The owner of the restaurant was on hand - which was to her credit - and quickly came to the table. But the first words out of her mouth were about money.

To wit: she would remove the meal from our tab.

Well, that's fine - but . . .

I was still left with a sour taste in my mouth, and it wasn't just from the food. The issue wasn't the money.

The truth is, the $16 (£10.25) tab wasn't going to significantly alter my bank balance (nor would it for most of the people who dined there).

There was something else that was missing - and that something showed up spontaneously the next time our waitress stopped by the table. She said she had worked for another restaurant that was always toying with its nightly vegetarian entree. Her casual remark triggered a five-minute conversation about vegetarian cooking and the like.

What she provided was worth 100 times the $16. She offered attentiveness.

Is this the most powerful force in the universe? Perhaps.

Which leads me to the writings of Mary Oliver, who, in her touching poem Mockingbirds, tells of an impoverished old couple who respond to the knock of strangers at their door. The poor folks have no worldly goods to offer the unexpected visitors "but their willingness / to be attentive."

The unbidden guests turn out to be gods in disguise, who surprise their generous hosts by treating the gift of attentiveness as the finest offering that mere humans could have made.

I suspect that this story, with its small but grand revelation, resonates with most of us - especially in today's topsy-turvy times. Overwhelmed by new technologies, new competitors, new everything, we hold the gift of human attention - from the waitresswho chats about vegetarian dishes to the sales clerk who makes eye contact rather than just staring blankly at an inanimate computer screen - to be a munificent blessing.

But can we do more than just nod our heads and add "Amen"? For starters, we can apply cold, hard statistical evidence to a topic that might seem the province of poets or Zen masters.

Consider some meticulous research done by the Forum Corporation. It analysed the losses of business customers by 14 leading manufacturers and service companies (such as banks).

Fifteen per cent of those former customers who switched to a competitor did so because they had "found a better product" - by a technical measure of quality. A further 15 per cent changed after finding a "cheaper product" elsewhere.

But 20 per cent high-tailed it away due to "lack of contact and individual attention" from the supplier, and 49 per cent because "contact from the old supplier's personnel was poor in quality." It seems fair to combine these last two categories, after which we could say: q 15 per cent left because of quality problems.

q 15 per cent scooted because of price.

q and 70 per cent defected because they didn't like the human side of doing business with the previous provider of the product or service.

Which brings us back to my lousy vegetarian meal - and to the impoverished old couple's "small" offering of care and concern. In this age of e-mail, the Internet and the raucous global village, attentiveness - a token of human kindness - may be the greatest service or gift we can offer, whether we're peddling paper clips, jet aircraft engines, £10,000,000 lines of credit - or $16 vegetarian meals.

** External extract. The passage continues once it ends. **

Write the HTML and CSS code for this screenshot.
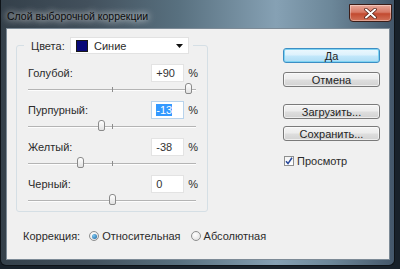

The owner of the restaurant was lucky (I suspect) in that she had a genuinely concerned and personable waitress. The trick for bosses is in making sure that such responses are more than just good luck.

Companies such as Southwest Airlines, Rosenbluth International, Nordstrom and TGI Friday's are among the very few that seem to understand what I'm talking about - that is, looking directly for spirit and caring in would-be employees. Then, allowing (encouraging, even demanding) all employees to express their personalities, and, reluctantly, weeding out those employees who fail to measure up to this attentiveness dimension. Sadly, most bosses today - whether they are running a 30-table restaurant or a $3.5bn chain of department stores - think they are heroes when they erase $16 from someone's bill.

They fail to place this humble issue of attentiveness at the top, or even near the top, of their strategic agendas.